The secret of staying young is to live honestly, eat slowly, and lie about your age.
Lucille Ball
My brain needs a lot of light. It just does. Which is why I am going to ask you not to judge me when I say that I have two birthdays – my real birthday in January and my summer birthday on the same date at the end of August. August wasn’t a month I chose arbitrarily. No. It came from months of research and testing, which concluded that this was the perfect month – balmy, breezy, not too hot but warm enough, little chance of rain… It is the same reason my self-created Black History month starts from the 1st of August; February is far too dreary (more on that in the next post).

I tend to go somewhere warm for my January birthday if I can, but it was impossible this year due to the virus we are going to call ‘The Unmentionable’. My birthday was a cold, dark, rainy, windy, wintry affair. It was bleak! This made my summer birthday all the more imperative. Don’t get me wrong, I’m not one of these people who drags everyone they know to useless functions (like a Taco festival) because “It’s MY birthday MONTH”!I mean, why would I? That’s what my long-suffering partner is for. Just kidding, and to clarify, my birthday only lasts a modest 3 days – I’m humble that way!

So, you can imagine my disappointment after it rained for most of August and the month before that and the one before that, with some instances of flooding. We have had ourselves a real English summer in Switzerland. I might as well have been back in England. I had to pack my bags for Annecy in France and escape like I stole something. I refused to spend my summer birthday in constant rain and darkness and I needed to get my Vitamin D (from sunlight, not anything else. Get your dirty mind out of the gutter!)

It was definitely worth it. It was worth the alarmingly large cotton swab excavating the deepest, tenderest parts of my nostrils in order to get a test because I was only partly vaxxed. It was worth the long drive and the sudden wave of trepidation that comes along with having to go to a petrol-station restroom. It was worth being stuck in traffic and seeing the nose-pickers in other cars. Newsflash: car windows are transparent – we can see you furiously picking your nose and eating it. Gross!

I wrote about my previous visit to Annecy a couple of years ago (you can read it here) and it is still one of my favourite places. Lake d’Annecy is one of the most beautiful and calming bodies of water. It was the perfect location for my summer birthday. I was out there basking in the sun, chilling on a pedalo, not even pretending to pedal and letting the other person do all the work; standing waist deep in the water at the Lake’s edge with wine glass in hand getting tipsy… Good times!

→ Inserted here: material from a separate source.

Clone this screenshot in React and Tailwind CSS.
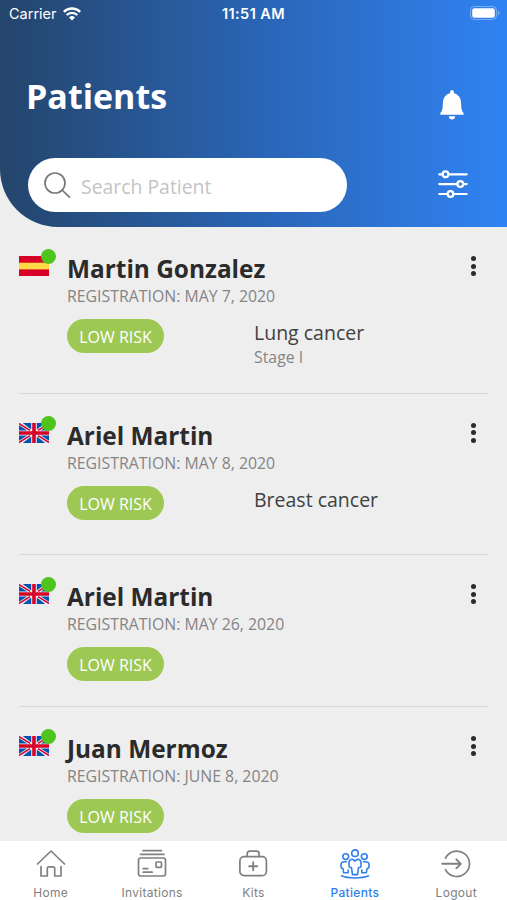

This, however, is not a post boasting about a lovely weekend maxing and relaxing on a lake, consuming more than a decent amount of food-porn-worthy scrumptiousness and pink champagne. No, really. This is about how some people, not unlike sunflowers, require a certain amount of sunlight in order to thrive. Research has shown that darkness and decreased exposure to light causes the brain to produce more melatonin, which causes lethargy and depressive symptoms in sufferers of SAD (Seasonal Affective Disorder). Melatonin is the hormone one’s body produces in response to darkness and it signals the body to prepare for sleep. Some people don’t believe SAD is a real thing and have said so, straight to my face. Well, it is real and for some, it has been compounded by ‘The Unmentionable’. SAD is serious and can cause anything from anxiety to depression. And when the part of your brain that requires light is starved of it in the colder as well as the warmer months, something’s got to give.

Of course, I would rather call it Sunflower Syndrome because SAD sounds… well, so sad. It’s not about telling oneself that rain and darkness are beautiful, or willing yourself not to be affected by the weather. It’s about the wiring of the brain. Speciality lights, mindfulness and meditation can go a little way towards helping but at the end of the day, it all comes down to that big, bright orb in the sky putting a twinkle in your wrinkle.